Dear Lisi: My son’s friends come over often on the weekends, to hang out, or just congregate before going out. Sometimes they end their night here, which I like because then I don’t have to worry about getting my son home. I enjoy many of his friends, some I’ve known since they were little boys, and I’m thrilled to host them in our home.

What I don’t like is how they leave the place when they exit. I am always shocked to see near empty pizza boxes, bits of crust, soda cans, candy wrappers and chip bags strewn around. I have purchased a large garbage bin which sits near the washroom in plain sight.

Recently I asked my son if this is how he behaves at other peoples’ homes and he was adamant that he does not. So why do his friends think it’s OK to treat my house like a dorm room?

Garbage Dump

It’s not OK for your son’s friends to treat your home this way. You didn’t mention their age, but if they’re old enough to be going out at night, then they’re old enough to clean up after themselves. And the onus is on your son to pick up the slack if his friends don’t do a good job.

If he doesn’t, then your house is off-limits to his friends. It’s simple.

Dear Lisi: I have a special needs daughter. You can’t tell by looking at her, and she looks 14, though she’s almost 19. She loves to dress up, play make believe, and Halloween is one of her favourite holidays. We get the house all dressed up on the inside and the outside, and we invite her friends over for an afternoon party, no matter what day of the week.

The other moms and I make fun recipes, all Halloween-themed, and we have so much fun doing it. None of us care that much about the holiday, but we do it for our kids – and we look forward to it every year.

Now that they’re older, they stay home for the first hour and take turns giving out candy. They love handing out candy to the little ones almost as much as they enjoy going door to door themselves. Then we take them out as a group. My daughter is the oldest of the group, but the next oldest is a boy who is chronologically 18, though his mental capacity is much younger. However, this year especially, he looks his age, with facial hair growth and a more manly body.

I was appalled at how many people made rude comments to him when he came to the door before they even said hello, or heard him speak. The minute he speaks, you can tell that he’s special needs, which threw a few of the adults off guard.

But why do people have to be so mean from the start?

Hallo-mean

I’m sorry you had to suffer through that. In fact, just before Halloween this year, I saw an Instagram post by a mom asking people to be kinder to teenagers who come knocking on their door. Her message was that those teenagers who still go trick-or-treating, dressed in full costume, are hanging on to their childhood in their own way. They may recognize that this is their last Halloween hurrah and are sad about that. They may recognize that they are on the cusp of adulthood, which, let’s face it, for many is far less fun than childhood.

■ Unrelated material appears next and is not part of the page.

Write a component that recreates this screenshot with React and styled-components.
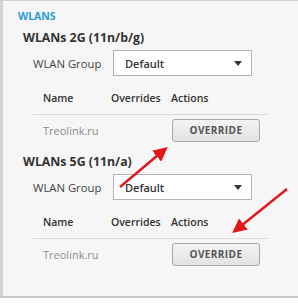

I realize this is after the fact but keep it in mind for next year. Be kind, be generous, and have fun with the teens who come knocking. They’re just big kids.

FEEDBACK Regarding the entitled millennials (Sept. 18):

Reader – “I liked your response. You can build a good relationship with a difficult neighbour. Find common ground. I had a neighbour who was very difficult. Gradually I found things that I was able to compliment him on, and he responded.

“In the case of this neighbour with a baby I would have offered to help her clean up the garbage and told her where she could find racoon-proof bins. I would have complimented her on her lovely new garden. With my neighbour, I offered to share an abundance of fruit from my garden, which he loved, and then he shared his veggies with me. We live in such fractious times, and everyone is critical, irritated, and angry, so when we can find a way to live in peace, it’s so worth it, rather than ending up resentful and angry at someone who thinks and lives differently than us.”